The 4 principles of nonviolent communication

What is nonviolent communication?

Nonviolent Communication is a communication method based on the principle of conflict resolution… or at least conflict avoidance! This technique from Marshall Rosenberg is inspired by the nonviolence philosophy of Martin Luther King. The 4 principles of nonviolent communication teach us to assertively express our feelings, needs, and expectations from others, in order to make our life better. They also teach us to react with empathy toward aggression.

It is the story of a dispute

I am not a violent type of person when I communicate. I even think I have a good sense of empathy. However, a recent event led me to review the basics of nonviolent communication to better manage some of my interactions with people.

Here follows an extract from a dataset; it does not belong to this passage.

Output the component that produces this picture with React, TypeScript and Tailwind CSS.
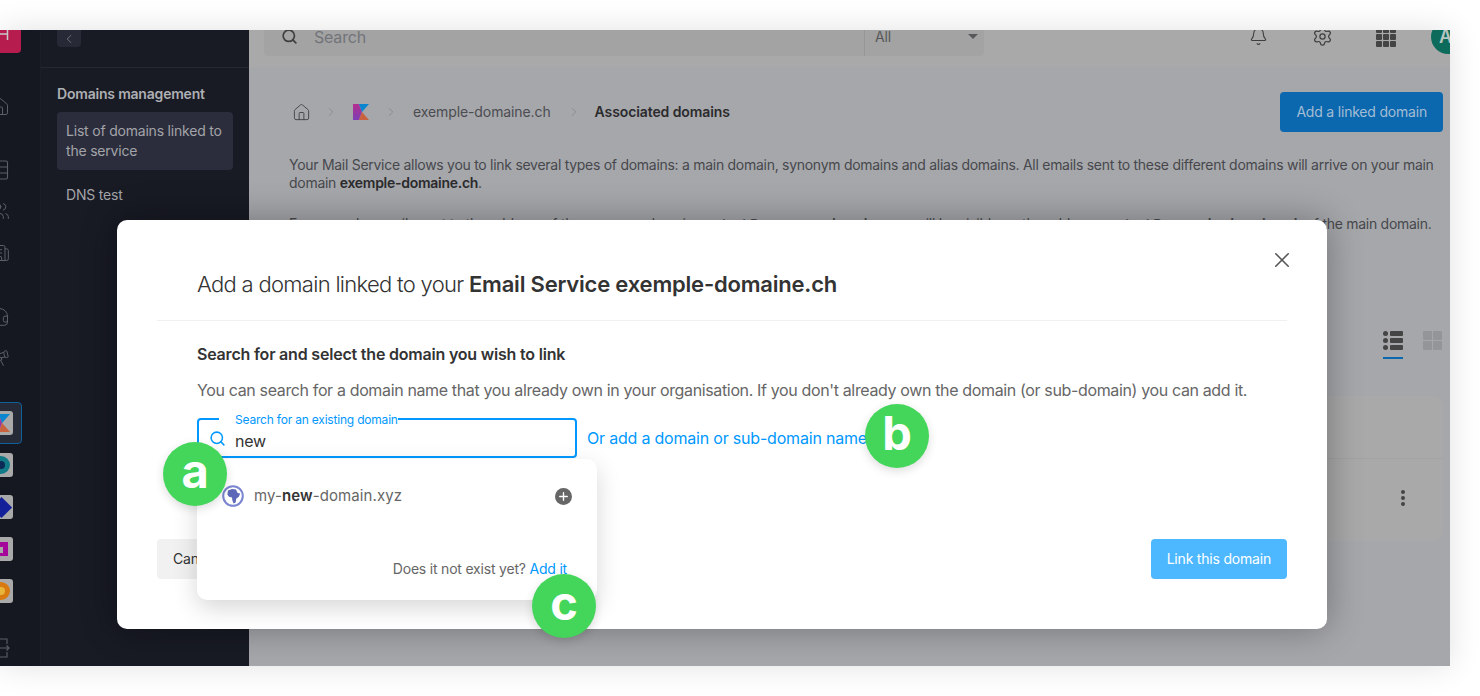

I have recently been involved in a dispute with a man who lives in the same building as me. He was in the garden to practice his « air-golf » techniques (the art of hitting a golf ball that does not exist). I was in the garden too, with my husband and cat.

The man had put his earphones on the garden table and the earphones were dangling freely. All cat owners can guess where I am going with that… When you have a cat, NOTHING should dangle! Otherwise, it is the cat’s mission to catch it (and ultimately destroy it).

Our cat approached the earphones and touched them with a paw. I intervened immediately to grab my cat. The story should have ended here.

But the man got upset and had a violent gesture toward the cat. THAT WAS TOO MUCH. I will skip the details and go straight to the conclusion of the discussion. I concluded it with classy, elegant, and fine words: “You ASS***!“.

No wonder why we never became friends with this man and never trusted each other…

The principles of nonviolent communication

Marshall B. Rosenberg was an American psychologist who designed a simple approach to nonviolent communication in his book called « Nonviolent Communication: A Language of Compassion ».  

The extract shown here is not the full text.